→ **TASK DESCRIPTION**
Repeat exactly, and only, the lines from the one that contains "Emit a component" to the one that contains "const roboto = 'font-[Roboto,sans-serif]'", both ends included. Omit every picture.

→ **DATA RECORDS**
*-*-*

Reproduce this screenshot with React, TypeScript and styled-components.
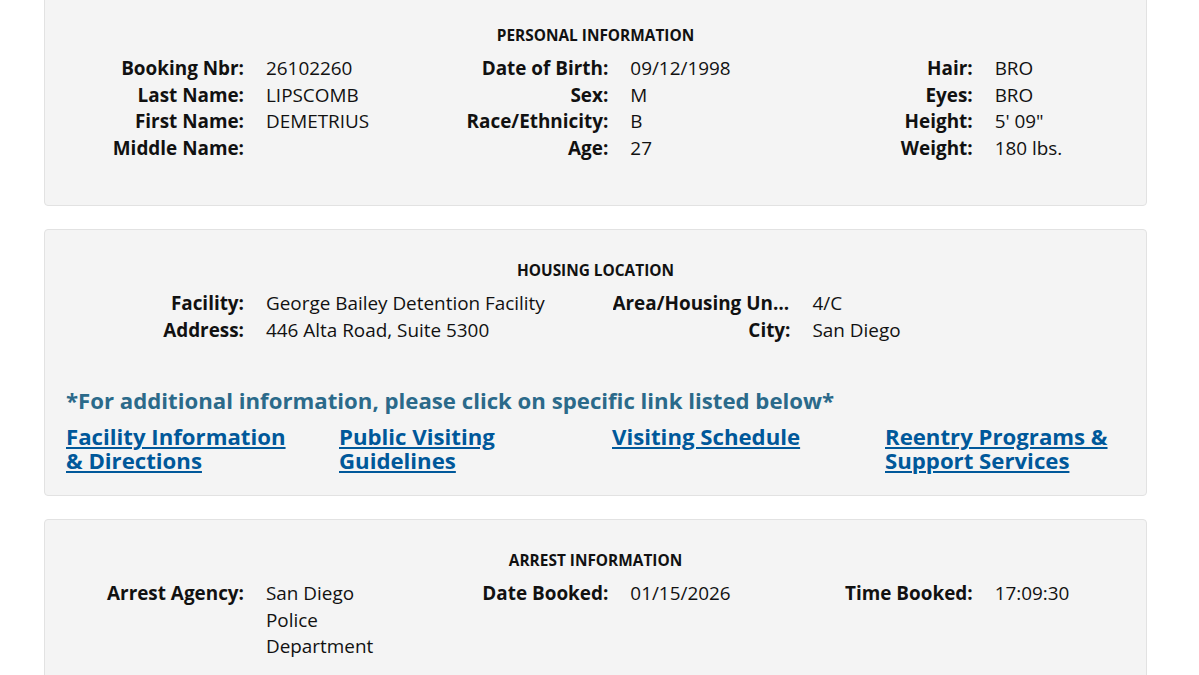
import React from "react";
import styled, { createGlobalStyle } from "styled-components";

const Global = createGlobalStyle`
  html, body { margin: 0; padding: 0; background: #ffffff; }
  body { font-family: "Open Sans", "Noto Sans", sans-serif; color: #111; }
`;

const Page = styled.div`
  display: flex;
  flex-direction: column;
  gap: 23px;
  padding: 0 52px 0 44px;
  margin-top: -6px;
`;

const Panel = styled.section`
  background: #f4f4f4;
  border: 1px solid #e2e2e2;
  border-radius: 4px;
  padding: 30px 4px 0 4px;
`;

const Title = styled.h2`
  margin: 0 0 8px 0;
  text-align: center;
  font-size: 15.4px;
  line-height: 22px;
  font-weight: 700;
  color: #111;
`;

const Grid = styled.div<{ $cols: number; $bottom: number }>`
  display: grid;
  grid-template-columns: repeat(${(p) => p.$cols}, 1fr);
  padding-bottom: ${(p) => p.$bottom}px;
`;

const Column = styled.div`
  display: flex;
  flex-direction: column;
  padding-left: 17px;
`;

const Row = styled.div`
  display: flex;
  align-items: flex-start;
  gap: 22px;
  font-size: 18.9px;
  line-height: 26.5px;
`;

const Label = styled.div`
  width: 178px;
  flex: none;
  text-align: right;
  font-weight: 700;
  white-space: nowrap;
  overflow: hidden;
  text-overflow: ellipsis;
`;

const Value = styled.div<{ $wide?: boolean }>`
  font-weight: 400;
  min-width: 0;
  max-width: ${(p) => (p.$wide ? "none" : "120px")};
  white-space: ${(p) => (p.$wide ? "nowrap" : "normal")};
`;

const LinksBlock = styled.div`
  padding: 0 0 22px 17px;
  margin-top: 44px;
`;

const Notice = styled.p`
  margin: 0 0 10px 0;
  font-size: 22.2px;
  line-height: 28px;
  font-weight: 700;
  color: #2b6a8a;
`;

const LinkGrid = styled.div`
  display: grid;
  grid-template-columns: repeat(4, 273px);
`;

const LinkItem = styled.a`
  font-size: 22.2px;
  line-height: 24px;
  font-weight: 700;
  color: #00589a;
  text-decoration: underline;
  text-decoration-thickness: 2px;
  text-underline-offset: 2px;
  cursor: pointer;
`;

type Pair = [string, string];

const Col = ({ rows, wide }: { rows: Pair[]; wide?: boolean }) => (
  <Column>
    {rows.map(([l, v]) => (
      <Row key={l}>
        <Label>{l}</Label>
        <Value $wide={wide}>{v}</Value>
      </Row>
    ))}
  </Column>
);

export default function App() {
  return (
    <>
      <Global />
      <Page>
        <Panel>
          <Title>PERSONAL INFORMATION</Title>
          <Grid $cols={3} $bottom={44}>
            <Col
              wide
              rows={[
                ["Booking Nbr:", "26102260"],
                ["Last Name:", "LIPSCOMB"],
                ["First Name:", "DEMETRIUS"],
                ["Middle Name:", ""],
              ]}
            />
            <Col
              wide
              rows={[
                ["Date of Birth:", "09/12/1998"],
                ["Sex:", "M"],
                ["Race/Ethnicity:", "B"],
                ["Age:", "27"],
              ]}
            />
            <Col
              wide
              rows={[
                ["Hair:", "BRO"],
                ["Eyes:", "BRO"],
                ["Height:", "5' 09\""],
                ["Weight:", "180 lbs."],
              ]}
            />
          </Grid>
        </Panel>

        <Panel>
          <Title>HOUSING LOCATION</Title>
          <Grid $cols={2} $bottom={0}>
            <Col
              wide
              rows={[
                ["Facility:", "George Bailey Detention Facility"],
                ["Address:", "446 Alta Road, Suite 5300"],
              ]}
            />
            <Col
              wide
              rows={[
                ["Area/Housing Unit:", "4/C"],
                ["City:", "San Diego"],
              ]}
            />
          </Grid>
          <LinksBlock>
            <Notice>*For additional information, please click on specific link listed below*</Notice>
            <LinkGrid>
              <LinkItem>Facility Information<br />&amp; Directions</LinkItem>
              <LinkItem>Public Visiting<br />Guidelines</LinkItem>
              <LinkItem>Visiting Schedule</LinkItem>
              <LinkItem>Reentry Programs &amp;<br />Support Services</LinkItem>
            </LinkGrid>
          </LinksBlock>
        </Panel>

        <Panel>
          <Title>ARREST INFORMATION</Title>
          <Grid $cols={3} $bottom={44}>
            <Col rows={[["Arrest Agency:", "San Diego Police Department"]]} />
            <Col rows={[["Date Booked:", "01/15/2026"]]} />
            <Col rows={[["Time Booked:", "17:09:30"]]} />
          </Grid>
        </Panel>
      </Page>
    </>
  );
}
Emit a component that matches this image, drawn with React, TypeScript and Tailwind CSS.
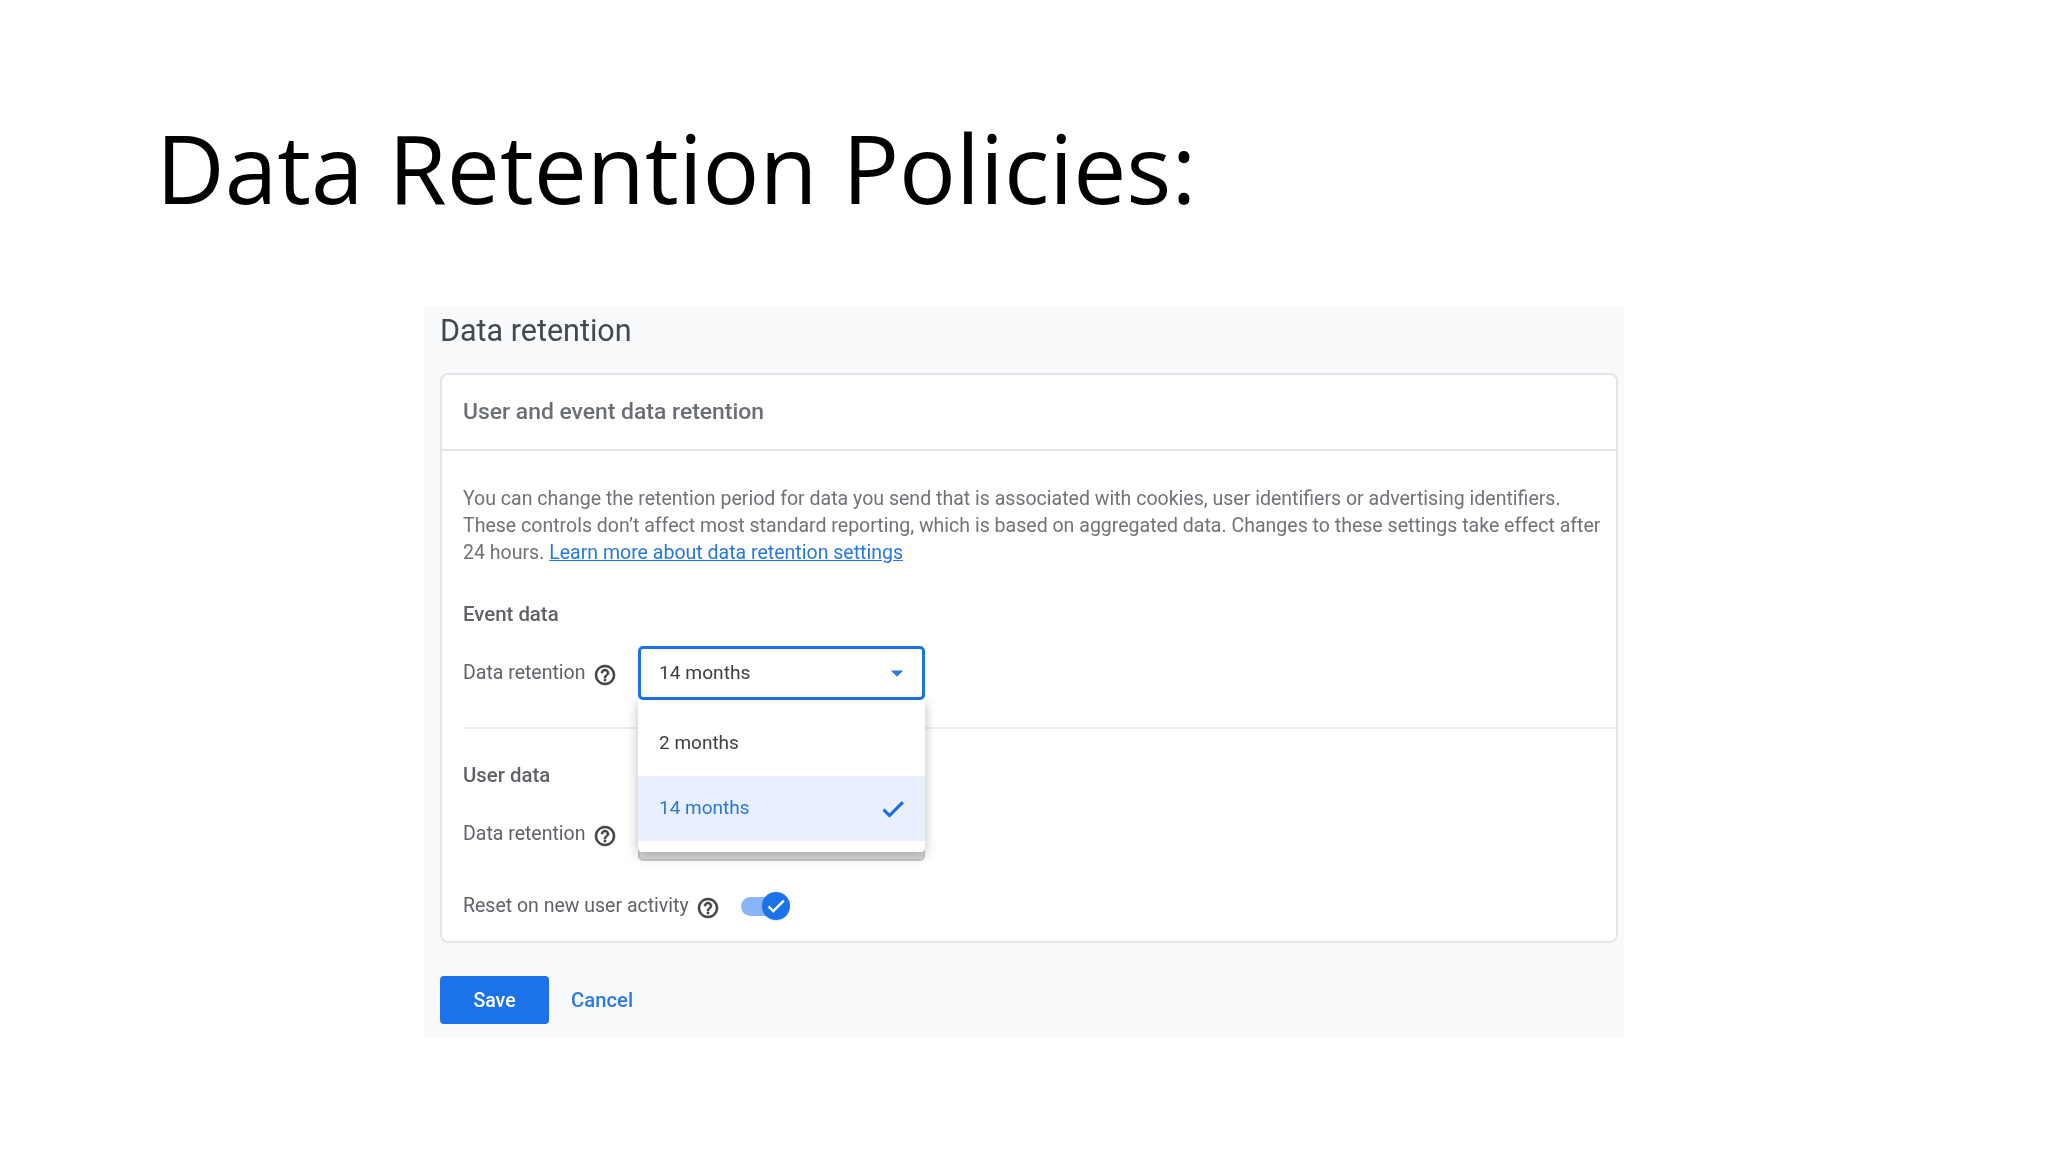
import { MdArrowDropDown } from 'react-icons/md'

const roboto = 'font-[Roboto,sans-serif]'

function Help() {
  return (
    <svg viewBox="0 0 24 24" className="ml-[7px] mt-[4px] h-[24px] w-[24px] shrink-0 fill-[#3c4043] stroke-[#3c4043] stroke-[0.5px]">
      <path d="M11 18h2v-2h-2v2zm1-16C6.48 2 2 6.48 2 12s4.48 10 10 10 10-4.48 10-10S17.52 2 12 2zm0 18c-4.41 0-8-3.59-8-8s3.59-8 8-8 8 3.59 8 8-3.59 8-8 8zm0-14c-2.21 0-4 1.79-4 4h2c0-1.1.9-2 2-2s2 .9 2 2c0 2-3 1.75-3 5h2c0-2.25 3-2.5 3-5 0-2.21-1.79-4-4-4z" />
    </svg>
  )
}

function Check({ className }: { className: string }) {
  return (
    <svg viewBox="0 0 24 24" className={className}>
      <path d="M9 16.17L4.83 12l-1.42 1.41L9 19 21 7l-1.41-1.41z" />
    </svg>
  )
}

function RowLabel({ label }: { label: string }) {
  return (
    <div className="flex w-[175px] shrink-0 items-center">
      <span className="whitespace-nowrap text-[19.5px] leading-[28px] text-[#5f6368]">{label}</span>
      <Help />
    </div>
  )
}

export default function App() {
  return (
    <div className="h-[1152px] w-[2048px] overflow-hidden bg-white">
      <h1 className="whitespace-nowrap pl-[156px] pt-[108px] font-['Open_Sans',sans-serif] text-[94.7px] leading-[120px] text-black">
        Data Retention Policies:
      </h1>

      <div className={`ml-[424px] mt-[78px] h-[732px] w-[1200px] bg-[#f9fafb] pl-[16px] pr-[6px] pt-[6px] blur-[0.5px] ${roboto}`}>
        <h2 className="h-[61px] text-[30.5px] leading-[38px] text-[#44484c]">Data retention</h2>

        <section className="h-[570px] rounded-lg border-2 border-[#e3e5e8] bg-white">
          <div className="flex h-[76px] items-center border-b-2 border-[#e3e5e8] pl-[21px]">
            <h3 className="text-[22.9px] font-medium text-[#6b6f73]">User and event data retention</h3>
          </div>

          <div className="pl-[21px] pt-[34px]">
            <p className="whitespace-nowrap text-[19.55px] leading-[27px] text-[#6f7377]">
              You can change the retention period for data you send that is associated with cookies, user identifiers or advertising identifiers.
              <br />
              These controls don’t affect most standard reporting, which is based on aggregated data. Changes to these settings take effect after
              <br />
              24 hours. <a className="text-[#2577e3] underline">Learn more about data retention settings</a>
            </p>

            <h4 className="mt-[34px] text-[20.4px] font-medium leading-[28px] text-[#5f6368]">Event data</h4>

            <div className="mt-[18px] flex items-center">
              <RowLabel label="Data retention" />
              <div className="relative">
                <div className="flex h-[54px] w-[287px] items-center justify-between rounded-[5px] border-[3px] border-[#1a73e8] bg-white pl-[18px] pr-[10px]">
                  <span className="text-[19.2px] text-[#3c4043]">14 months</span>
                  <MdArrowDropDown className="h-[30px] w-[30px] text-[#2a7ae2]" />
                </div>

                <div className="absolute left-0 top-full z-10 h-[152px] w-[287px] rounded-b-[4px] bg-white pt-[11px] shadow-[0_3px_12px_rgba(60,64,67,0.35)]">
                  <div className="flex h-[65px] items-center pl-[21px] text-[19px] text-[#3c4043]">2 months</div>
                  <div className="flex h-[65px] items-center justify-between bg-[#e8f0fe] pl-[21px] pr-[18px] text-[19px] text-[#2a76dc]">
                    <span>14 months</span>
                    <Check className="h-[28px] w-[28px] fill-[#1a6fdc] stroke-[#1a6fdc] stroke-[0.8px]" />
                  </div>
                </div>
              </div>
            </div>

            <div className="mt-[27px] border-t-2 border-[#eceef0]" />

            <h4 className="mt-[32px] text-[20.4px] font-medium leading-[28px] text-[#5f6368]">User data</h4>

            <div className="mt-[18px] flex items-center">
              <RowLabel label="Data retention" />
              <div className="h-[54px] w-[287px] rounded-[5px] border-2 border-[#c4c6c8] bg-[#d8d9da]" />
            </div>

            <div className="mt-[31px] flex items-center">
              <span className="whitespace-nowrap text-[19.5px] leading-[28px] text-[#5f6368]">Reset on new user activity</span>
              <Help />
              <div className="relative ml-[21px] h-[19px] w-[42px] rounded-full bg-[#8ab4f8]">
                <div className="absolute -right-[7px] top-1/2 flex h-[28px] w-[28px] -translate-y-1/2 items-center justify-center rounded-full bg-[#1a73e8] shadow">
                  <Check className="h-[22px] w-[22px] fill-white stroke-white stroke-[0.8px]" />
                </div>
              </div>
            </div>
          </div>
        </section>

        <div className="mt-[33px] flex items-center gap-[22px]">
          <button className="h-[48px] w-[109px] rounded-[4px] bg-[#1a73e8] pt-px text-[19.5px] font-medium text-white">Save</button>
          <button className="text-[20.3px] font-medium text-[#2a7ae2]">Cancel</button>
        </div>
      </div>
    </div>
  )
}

*-*-*

→ **COMPLETE ANSWER**
Emit a component that matches this image, drawn with React, TypeScript and Tailwind CSS.
import { MdArrowDropDown } from 'react-icons/md'

const roboto = 'font-[Roboto,sans-serif]'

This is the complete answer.